A Molecular Dynamics Study on Local Lattice Instability at a Dislocation Nucleation and Motion.

Abstract

To clarify the mechanism and mechanics of dislocation nucleation and motion in the atomic scale, a molecular dynamics simulation of tension along [001] direction is conducted on a nanoscopic specimen of single crystalline nickel. After showing perfect elastic behavior, the specimen plastically deforms at the applied strain of 0.084 by the passage of partial dislocations nucleated at the surface of the specimen. Detail observation of the dynamic process of a dislocation nucleation reveals that two successive instable behaviors of local lattices take place at the nucleation site in the homogeneously deformed body.
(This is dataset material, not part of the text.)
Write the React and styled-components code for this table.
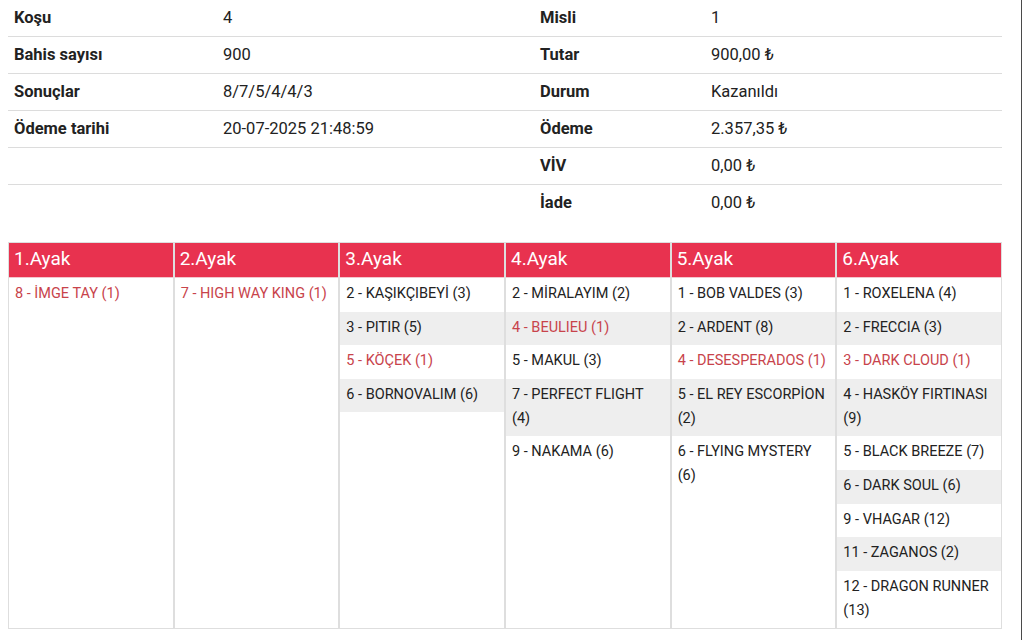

The first instable behavior is the collapse of local lattices in the transverse direction to bring about the deformation concentration at the nucleation site. The second is the instable shear of local lattices on a slip plane in the deformation concentrated area. The nucleation and glide of a partial dislocation is recognized as the migration of atoms on the slip plane as the result of these instable behaviors. In order to elucidate the onset condition of the instable behaviors of local lattices, the positive definiteness of the elastic stiffiness coefficients, Bijkl, of all local lattices are investigated. That is, the instability criterion proposed by Wang and Yip is adopted to the evaluation of the local instability. The results show that the minor determinants of Bijkl related with the compliances of lattice for the transverse collapse and the slip deformation become negative at the onset of each instable behavior. Thus, the local lattice instabilities bring about the dislocation nucleation and motion and can be clarified by the negative definiteness of local Bijkl.